When perfection is the standard

The disaster recovery infrastructure is an area where perfection is the standard, and anything less than perfection is a fault that needs fixing. It shares this distinction with other things like Air Traffic Control and sports officiating. In any area where perfection is the standard, any failure of any kind brings wincing. There are ways to manage around faults, but there really shouldn't be faults in the first place.

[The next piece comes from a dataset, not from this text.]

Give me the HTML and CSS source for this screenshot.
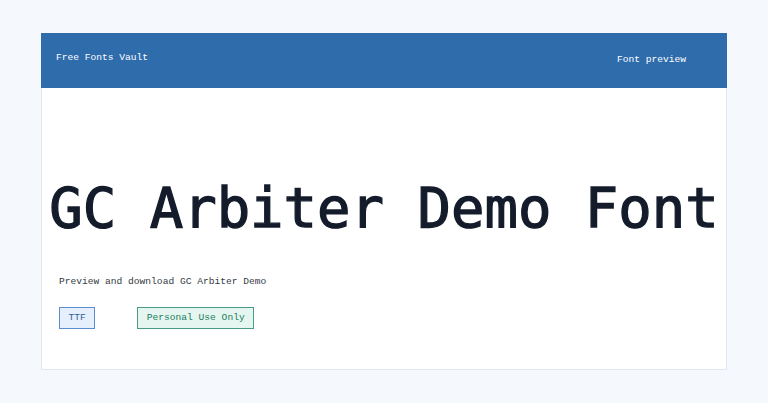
FILE: index.html
```html
<!DOCTYPE html>
<html lang="en">

<head>
    <meta charset="UTF-8">
    <meta name="viewport" content="width=device-width, initial-scale=1.0">
    <title>GC Arbiter Demo Font</title>
    <link rel="stylesheet" href="styles.css">
</head>

<body>
    <div class="card">
        <header class="top">
            <div class="brand">Free Fonts Vault</div>
            <nav class="nav">Font preview</nav>
        </header>
        <main class="main">
            <h1 class="title">GC Arbiter Demo Font</h1>
            <p class="desc">Preview and download GC Arbiter Demo</p>
            <div class="tags">
                <span class="tag tag-format">TTF</span>
                <span class="tag tag-license">Personal Use Only</span>
            </div>
        </main>
    </div>
</body>

</html>
```

FILE: styles.css
```css
body {
    margin: 0;
    padding: 33px 41px;
    background-color: #f5f9fe;
    font-family: "Liberation Mono", "DejaVu Sans Mono", monospace;
}

.card {
    height: 337px;
    box-sizing: border-box;
    background-color: #ffffff;
    border: 1px solid #e1e7f0;
    display: flex;
    flex-direction: column;
}

.top {
    height: 55px;
    margin: -1px -1px 0;
    box-sizing: border-box;
    background-color: #2f6cac;
    color: #ffffff;
    display: flex;
    justify-content: space-between;
    align-items: flex-start;
    padding: 19px 40px 0 15px;
    font-size: 9.6px;
}

.nav {
    margin-top: 2px;
    margin-right: 1px;
}

.main {
    flex: 1;
    padding: 87px 0 0;
}

.title {
    margin: 0;
    text-align: center;
    font-family: "DejaVu Sans Mono", monospace;
    font-weight: normal;
    font-size: 55.6px;
    line-height: 65px;
    color: #141c2c;
    -webkit-text-stroke: 1.3px #141c2c;
}

.desc {
    margin: 35px 0 0 17px;
    font-size: 9.6px;
    line-height: 14px;
    color: #333a44;
}

.tags {
    display: flex;
    gap: 42px;
    margin: 18px 0 0 17px;
}

.tag {
    height: 22px;
    box-sizing: border-box;
    padding: 0 8.5px;
    font-size: 9.6px;
    line-height: 20px;
}

.tag-format {
    background-color: #e6effc;
    border: 1px solid #5a8ed0;
    color: #2f5f9c;
}

.tag-license {
    background-color: #e5f6f0;
    border: 1px solid #4a9a88;
    color: #1d7a60;
}
```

In ATC there are constant cross-checks and procedures to ensure that true life-safety faults only happen after a series of faults. In sports officiating, the advent of 'instant replay' rules assist officials in seeing what actually happened from angles other than the ones they saw, all as a way to improve the results. In DR, any time a backup or replication process fails, it leaves an opening through which major data-loss can possibly occur. Each of these have their unavoidable, "Oh *****," moments. Which leads to frustration when it happens too often.

At my old job we had taken some paperwork steps towards documenting DR failures. We didn't have anything like a business-continuity process, but we did have tape backup. When backups failed, there was a form that needed to be filled out and filed, explaining why the fault happened and what can be done to help it not happen again. I filled out a lot of those forms.

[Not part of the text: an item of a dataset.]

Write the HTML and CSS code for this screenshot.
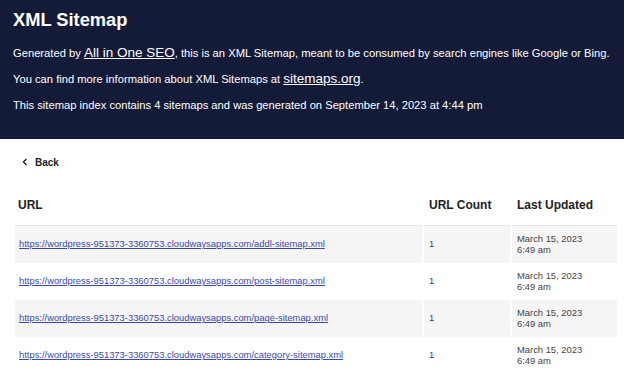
FILE: index.html
```html
<!DOCTYPE html>
<html lang="en">
<head>
    <meta charset="utf-8">
    <title>XML Sitemap</title>
    <link rel="stylesheet" href="styles.css">
</head>
<body>
    <div class="header">
        <h1>XML Sitemap</h1>
        <p>Generated by <a href="#">All in One SEO</a>, this is an XML Sitemap, meant to be consumed by search engines like Google or Bing.</p>
        <p>You can find more information about XML Sitemaps at <a href="#">sitemaps.org</a>.</p>
        <p>This sitemap index contains 4 sitemaps and was generated on September 14, 2023 at 4:44 pm</p>
    </div>
    <div class="content">
        <div class="breadcrumb">
            <svg class="chevron" width="6" height="8" viewBox="0 0 6 8"><path d="M4.5 1 L1.5 4 L4.5 7" fill="none" stroke="#222" stroke-width="1.4"/></svg>
            <span>Back</span>
        </div>
        <table class="sitemap">
            <thead>
                <tr>
                    <th class="col-url">URL</th>
                    <th class="col-count">URL Count</th>
                    <th class="col-date">Last Updated</th>
                </tr>
            </thead>
            <tbody>
                <tr>
                    <td><a href="#">https://wordpress-951373-3360753.cloudwaysapps.com/addl-sitemap.xml</a></td>
                    <td>1</td>
                    <td>March 15, 2023<br>6:49 am</td>
                </tr>
                <tr>
                    <td><a href="#">https://wordpress-951373-3360753.cloudwaysapps.com/post-sitemap.xml</a></td>
                    <td>1</td>
                    <td>March 15, 2023<br>6:49 am</td>
                </tr>
                <tr>
                    <td><a href="#">https://wordpress-951373-3360753.cloudwaysapps.com/page-sitemap.xml</a></td>
                    <td>1</td>
                    <td>March 15, 2023<br>6:49 am</td>
                </tr>
                <tr>
                    <td><a href="#">https://wordpress-951373-3360753.cloudwaysapps.com/category-sitemap.xml</a></td>
                    <td>1</td>
                    <td>March 15, 2023<br>6:49 am</td>
                </tr>
            </tbody>
        </table>
    </div>
</body>
</html>
```

FILE: styles.css
```css
body {
    margin: 0;
    background-color: #fff;
    font-family: "Liberation Sans", Arial, sans-serif;
    color: #222;
}

.header {
    background-color: #141b38;
    color: #fff;
    padding: 9px 13px 19px;
    height: 111px;
}

.header h1 {
    font-size: 18.3px;
    line-height: 22px;
    margin: 0 0 14px;
}

.header p {
    font-size: 11.2px;
    line-height: 16px;
    margin: 0 0 10px;
    white-space: nowrap;
}

.header a {
    color: #fff;
    font-size: 13.5px;
}

.content {
    padding: 16px 0 0 13px;
}

.breadcrumb {
    display: flex;
    align-items: center;
    font-size: 10px;
    font-weight: bold;
    height: 14px;
    margin-left: 9px;
}

.chevron {
    margin-right: 7px;
}

.sitemap {
    width: 606px;
    table-layout: fixed;
    border-collapse: separate;
    border-spacing: 2px 0;
    margin-top: 20px;
}

.sitemap th {
    text-align: left;
    font-size: 12px;
    padding: 9px 3px 13px 5px;
    border-bottom: 1px solid #e4e4e4;
}

.sitemap th.col-url {
    padding-left: 3px;
}

.col-url {
    width: 401px;
}

.col-count {
    width: 78px;
}

.col-date {
    width: 97px;
}

.sitemap td {
    font-size: 9.4px;
    line-height: 11px;
    color: #444;
    height: 37px;
    padding: 0 3px 2px 5px;
    box-sizing: border-box;
}

.sitemap td:first-child {
    padding-left: 4px;
}

.sitemap tbody tr:nth-child(odd) td {
    background-color: #f5f5f5;
}

.sitemap td a {
    color: #3b4aa5;
}
```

Yeah, perfection is the standard for backups. We haven't come even remotely close to perfection for many, many months. Some of it is simple technology faults, like DataProtector and NetWare needing tweaking to talk to each other well or over-used tape drives giving up the ghost and requiring replacement. Some of it is people faults, like forgetting to change out the tapes on Friday so all the weekend fulls fail due to a lack of non-scratch media. Some of it is management process faults, like discovering the sole tape library fell off of support and no one noticed. Some of it is market-place faults, like discovering the sole tape library will be end-of-lifed by the vendor in 10 months. Some of these haven't happened yet, but they are areas that can fail.

If the stimulus fairy visits us, backup infrastructure is top of the list for spending.